Production-Grade MCP Security Architecture

Production-Grade MCP Security Architecture

Introduction

As we all know MCP has become the standard for connecting AI agents to external tools, APIs, and data sources. It enables a new class of systems where language models can directly interact with real-world environments. So knowing the risks isn’t enough.

MCP systems fail not because teams don’t know about attacks, but because they don’t implement enforcement layers correctly.

Let’s fix that.

The core principle

The LLM decides. The system enforces.

Never let the model directly execute anything.

The production-grade architecture

1. Identity Layer (OAuth + DPoP)

Tokens should include:

User identity
Scoped permissions
Proof of possession

This ensures:

 - Tokens can’t be reused
 - Identity is verifiable

2. Permission Layer — RBAC + Scoped Access

Define roles:

 - Admin → full access
 - Analyst → read-only
 - Support → limited tools

Map roles → tool permissions.

3. Tool Registry (Critical)

Each tool must have:

 - Canonical ID (not just name)
 - Approved manifest
 - Stored hash

Tools are never discovered dynamically, only allowlisted.

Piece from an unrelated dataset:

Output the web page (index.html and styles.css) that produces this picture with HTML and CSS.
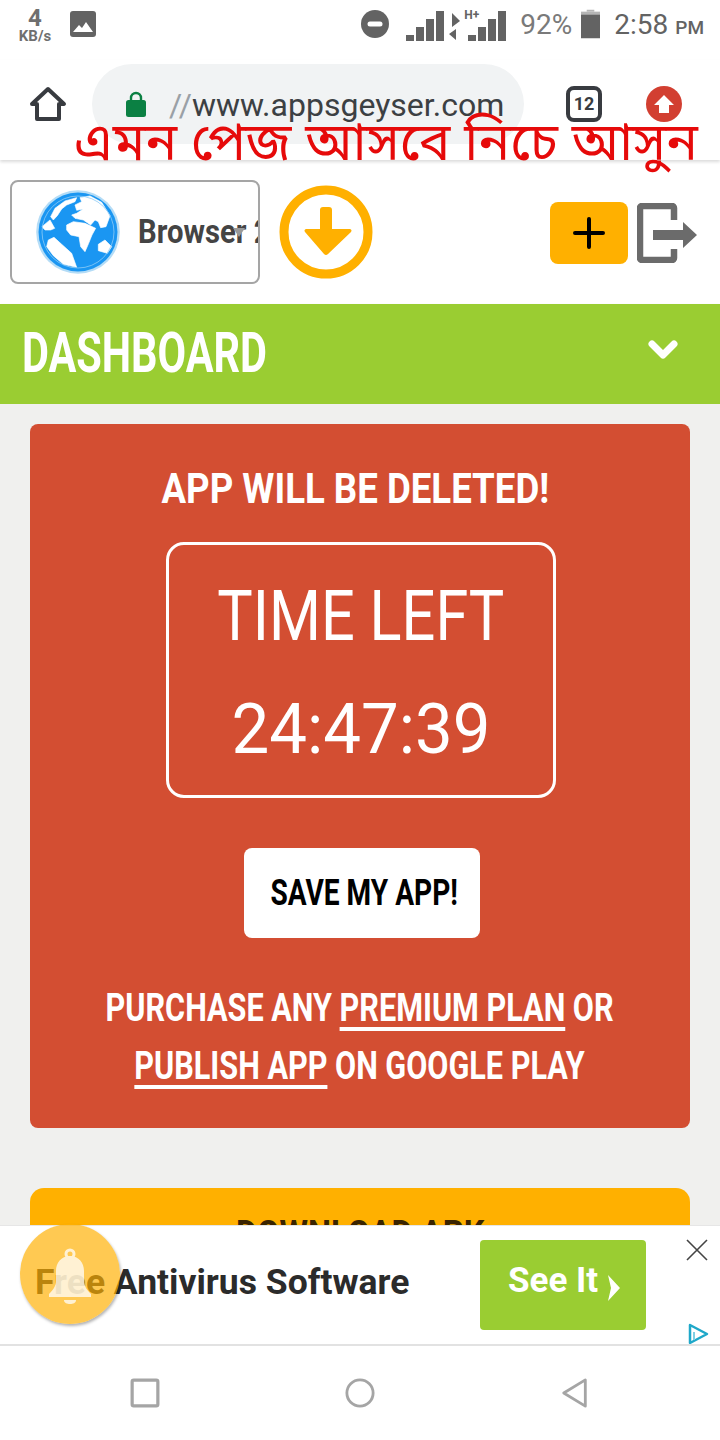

4. Tool Gateway (The most important component)

Before ANY tool executes:

 - Validate user token
 - Check tool allowlist
 - Verify manifest hash
 - Match scope → tool

If any check fails:

Block execution

5. Request-Scoped Tokens

Never use:

  • Long-lived service credentials

Instead:

 - Generate short-lived tokens per request
 - Scoped to exact permissions needed

This prevents:

  • Confused deputy attacks

6. Per-Hop Authentication

In agent chains:

 - Every hop must re-authenticate
 - No trust inheritance
 - A new scoped token

7. Input & Output Validation

Treat everything as untrusted:

 - User input
 - Tool output
 - External Data

Sanitize before feeding back to model.

8. Sandboxed Tool Execution

Each tool:

 - Runs in isolation
 - Has restricted network access
 - Uses short-lived credentials
 - Has execution time limits

9. Observability

Log everything:

 - Tool calls
 - Inputs/outputs
 - User identity
 - Execution results

Do this asynchronously.

10. Rate Limiting & Cost Controls

Limit:

 - Per user
 - Per tool
 - Per tenant

Track:

 - Token usage
 - Execution Cost

The architecture in one line

The model suggests actions. The system verifies and enforces them.